[YOUR INSTRUCTIONS]: Tally the lines that hold the word "drawn" and reply with that figure only.

[DATA BLOCK]:
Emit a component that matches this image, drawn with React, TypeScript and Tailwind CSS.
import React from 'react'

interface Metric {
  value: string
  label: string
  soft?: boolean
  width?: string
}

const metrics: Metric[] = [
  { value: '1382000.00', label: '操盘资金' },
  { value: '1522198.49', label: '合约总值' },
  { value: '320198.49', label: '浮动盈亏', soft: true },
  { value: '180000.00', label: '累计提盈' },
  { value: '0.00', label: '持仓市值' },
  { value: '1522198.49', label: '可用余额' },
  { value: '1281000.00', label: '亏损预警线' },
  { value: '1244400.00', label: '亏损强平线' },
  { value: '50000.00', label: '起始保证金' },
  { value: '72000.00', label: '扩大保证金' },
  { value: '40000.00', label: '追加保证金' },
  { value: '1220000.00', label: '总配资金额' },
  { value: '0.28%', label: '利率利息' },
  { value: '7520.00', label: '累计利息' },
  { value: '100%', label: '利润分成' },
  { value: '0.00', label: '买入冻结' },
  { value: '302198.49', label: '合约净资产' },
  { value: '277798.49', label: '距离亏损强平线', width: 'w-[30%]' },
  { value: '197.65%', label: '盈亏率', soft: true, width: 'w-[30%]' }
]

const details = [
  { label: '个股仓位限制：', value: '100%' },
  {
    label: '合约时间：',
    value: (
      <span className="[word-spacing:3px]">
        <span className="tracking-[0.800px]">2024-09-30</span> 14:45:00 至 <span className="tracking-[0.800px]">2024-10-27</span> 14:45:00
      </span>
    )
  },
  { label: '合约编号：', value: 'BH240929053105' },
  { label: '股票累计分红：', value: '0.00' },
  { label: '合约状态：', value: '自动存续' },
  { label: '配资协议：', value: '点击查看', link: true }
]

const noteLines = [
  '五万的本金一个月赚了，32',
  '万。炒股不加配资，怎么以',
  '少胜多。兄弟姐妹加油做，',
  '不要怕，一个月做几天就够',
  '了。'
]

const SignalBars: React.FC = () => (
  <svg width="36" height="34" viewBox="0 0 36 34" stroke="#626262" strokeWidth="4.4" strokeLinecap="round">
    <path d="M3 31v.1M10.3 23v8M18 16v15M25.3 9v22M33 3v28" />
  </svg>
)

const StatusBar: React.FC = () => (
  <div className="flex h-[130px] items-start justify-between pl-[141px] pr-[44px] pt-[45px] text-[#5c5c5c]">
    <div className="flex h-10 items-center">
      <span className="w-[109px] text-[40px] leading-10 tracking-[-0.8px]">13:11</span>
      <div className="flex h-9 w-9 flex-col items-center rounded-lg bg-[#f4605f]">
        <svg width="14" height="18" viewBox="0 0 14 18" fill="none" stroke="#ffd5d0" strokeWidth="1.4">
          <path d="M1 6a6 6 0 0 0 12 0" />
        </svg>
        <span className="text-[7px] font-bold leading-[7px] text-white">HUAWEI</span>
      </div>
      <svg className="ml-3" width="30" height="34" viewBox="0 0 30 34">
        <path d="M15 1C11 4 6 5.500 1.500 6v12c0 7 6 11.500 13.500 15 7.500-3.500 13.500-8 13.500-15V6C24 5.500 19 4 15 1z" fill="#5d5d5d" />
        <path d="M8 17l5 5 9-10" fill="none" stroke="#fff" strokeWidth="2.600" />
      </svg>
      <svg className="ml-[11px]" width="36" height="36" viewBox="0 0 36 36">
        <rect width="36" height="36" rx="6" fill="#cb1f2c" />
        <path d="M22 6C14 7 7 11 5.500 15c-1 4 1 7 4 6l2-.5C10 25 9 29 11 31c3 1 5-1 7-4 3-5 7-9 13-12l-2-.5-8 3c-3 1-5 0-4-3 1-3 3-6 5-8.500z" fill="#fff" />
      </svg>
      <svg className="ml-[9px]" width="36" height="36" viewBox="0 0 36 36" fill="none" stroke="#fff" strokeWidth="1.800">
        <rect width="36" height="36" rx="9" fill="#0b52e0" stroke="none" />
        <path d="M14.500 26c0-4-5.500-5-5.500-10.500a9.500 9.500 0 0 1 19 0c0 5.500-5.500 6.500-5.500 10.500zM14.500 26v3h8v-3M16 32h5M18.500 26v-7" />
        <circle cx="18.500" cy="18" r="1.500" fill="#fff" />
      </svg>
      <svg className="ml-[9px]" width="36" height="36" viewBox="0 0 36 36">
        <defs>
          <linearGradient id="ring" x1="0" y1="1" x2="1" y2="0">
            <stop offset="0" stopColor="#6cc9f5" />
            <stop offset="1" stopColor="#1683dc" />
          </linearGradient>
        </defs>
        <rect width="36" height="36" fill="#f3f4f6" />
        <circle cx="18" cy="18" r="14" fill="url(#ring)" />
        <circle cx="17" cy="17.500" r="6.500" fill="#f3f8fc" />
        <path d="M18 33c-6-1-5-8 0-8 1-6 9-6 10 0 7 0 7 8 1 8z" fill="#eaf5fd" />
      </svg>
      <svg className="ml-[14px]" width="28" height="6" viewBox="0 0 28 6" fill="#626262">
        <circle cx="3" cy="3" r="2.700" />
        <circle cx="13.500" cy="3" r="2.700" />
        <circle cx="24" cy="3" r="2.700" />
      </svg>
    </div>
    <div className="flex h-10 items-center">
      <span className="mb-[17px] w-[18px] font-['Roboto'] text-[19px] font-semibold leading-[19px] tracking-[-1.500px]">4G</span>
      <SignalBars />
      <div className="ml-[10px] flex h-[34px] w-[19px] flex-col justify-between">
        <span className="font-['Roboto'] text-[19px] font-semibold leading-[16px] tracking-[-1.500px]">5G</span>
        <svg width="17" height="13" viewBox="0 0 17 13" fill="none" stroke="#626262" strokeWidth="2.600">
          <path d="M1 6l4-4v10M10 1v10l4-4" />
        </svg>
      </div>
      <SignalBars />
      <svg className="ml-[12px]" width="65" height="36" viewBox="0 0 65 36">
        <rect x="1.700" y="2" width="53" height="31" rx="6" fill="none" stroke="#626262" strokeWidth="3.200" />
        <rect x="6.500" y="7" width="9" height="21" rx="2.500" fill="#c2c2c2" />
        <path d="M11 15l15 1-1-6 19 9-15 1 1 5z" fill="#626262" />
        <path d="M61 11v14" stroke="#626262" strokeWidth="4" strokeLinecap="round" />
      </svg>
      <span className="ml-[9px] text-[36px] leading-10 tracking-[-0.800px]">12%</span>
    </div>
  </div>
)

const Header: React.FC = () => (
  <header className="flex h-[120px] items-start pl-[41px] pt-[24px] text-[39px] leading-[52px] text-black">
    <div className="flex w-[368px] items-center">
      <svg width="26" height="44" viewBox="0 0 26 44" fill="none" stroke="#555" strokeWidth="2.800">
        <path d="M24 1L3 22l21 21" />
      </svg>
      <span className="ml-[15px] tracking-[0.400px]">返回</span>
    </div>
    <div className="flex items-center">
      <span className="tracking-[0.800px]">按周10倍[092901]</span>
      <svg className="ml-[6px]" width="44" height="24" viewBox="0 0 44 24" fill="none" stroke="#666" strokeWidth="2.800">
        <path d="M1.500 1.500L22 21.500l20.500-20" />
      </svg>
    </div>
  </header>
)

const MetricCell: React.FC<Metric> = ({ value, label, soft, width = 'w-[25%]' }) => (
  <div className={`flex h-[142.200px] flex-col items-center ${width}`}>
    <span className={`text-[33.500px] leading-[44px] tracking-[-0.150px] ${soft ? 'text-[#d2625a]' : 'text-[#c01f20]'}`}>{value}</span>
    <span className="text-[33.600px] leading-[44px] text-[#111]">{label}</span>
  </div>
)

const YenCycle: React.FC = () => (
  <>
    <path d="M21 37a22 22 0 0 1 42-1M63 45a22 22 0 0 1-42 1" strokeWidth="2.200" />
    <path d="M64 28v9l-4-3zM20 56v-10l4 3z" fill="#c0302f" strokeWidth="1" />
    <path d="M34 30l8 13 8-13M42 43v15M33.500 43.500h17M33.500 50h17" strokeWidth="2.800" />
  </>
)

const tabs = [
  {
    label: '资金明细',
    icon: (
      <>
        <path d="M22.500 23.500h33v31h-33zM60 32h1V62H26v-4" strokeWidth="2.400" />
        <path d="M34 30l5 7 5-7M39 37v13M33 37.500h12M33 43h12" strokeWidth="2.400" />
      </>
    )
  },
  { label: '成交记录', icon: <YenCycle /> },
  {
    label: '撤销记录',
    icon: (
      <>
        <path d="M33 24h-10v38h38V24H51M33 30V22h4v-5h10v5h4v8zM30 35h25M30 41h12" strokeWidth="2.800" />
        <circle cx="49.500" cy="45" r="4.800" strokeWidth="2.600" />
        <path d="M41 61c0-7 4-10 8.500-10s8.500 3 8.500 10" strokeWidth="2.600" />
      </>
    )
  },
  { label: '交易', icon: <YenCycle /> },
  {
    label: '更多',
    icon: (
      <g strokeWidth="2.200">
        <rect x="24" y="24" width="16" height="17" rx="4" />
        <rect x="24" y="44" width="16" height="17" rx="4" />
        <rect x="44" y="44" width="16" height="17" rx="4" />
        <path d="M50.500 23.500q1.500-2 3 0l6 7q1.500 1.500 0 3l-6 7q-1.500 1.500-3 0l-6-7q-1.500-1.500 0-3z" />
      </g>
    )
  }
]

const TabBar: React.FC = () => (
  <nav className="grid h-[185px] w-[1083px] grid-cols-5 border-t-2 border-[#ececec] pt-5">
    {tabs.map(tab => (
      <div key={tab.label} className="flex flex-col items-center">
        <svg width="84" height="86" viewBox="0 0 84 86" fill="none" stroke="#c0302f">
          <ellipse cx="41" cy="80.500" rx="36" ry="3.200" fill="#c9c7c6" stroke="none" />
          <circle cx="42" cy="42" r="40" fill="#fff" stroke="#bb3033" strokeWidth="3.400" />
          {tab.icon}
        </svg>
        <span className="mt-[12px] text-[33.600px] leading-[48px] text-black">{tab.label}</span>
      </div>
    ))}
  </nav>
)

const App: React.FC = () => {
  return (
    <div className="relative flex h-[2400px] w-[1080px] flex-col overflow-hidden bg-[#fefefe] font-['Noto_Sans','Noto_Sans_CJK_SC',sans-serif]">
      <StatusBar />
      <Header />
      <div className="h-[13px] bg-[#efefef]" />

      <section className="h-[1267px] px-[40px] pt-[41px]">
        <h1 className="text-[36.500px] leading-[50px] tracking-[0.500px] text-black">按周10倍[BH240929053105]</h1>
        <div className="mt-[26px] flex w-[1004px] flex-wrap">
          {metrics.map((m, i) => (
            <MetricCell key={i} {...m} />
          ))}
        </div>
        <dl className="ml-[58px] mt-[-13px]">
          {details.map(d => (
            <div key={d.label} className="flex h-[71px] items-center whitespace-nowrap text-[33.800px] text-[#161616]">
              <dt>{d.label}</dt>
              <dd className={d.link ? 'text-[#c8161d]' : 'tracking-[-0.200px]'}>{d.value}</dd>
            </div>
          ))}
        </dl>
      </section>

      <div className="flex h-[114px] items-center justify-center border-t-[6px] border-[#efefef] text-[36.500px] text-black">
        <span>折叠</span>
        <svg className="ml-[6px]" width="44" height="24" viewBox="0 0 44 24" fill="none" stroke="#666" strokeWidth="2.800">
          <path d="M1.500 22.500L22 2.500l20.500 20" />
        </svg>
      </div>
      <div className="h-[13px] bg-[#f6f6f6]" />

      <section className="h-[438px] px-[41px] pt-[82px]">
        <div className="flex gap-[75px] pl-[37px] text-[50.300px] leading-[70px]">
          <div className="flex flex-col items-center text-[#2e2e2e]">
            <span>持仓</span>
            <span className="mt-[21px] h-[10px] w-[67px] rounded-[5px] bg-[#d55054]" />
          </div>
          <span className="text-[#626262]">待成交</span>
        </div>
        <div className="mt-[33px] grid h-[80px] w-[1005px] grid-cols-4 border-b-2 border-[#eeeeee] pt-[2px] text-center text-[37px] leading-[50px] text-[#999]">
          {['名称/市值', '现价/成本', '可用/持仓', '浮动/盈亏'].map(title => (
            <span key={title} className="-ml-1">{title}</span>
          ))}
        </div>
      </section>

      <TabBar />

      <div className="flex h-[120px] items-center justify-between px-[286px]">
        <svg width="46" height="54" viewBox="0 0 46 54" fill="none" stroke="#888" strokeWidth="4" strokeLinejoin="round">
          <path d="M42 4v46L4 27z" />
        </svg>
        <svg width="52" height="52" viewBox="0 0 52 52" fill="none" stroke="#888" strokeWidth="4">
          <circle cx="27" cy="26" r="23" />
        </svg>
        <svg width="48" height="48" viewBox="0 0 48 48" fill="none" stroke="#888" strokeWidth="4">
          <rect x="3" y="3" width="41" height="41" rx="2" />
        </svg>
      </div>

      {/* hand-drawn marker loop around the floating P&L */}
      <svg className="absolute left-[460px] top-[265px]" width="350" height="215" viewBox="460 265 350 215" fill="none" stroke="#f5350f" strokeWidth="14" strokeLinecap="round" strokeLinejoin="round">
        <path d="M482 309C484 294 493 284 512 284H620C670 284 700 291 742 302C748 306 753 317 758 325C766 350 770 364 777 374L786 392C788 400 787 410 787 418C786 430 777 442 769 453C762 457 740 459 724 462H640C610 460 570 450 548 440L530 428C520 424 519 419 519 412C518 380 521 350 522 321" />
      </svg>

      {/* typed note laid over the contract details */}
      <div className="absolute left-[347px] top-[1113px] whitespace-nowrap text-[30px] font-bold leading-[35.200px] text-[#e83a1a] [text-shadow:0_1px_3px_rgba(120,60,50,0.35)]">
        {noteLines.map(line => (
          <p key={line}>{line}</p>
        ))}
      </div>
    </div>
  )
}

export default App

[SOLUTION]: 2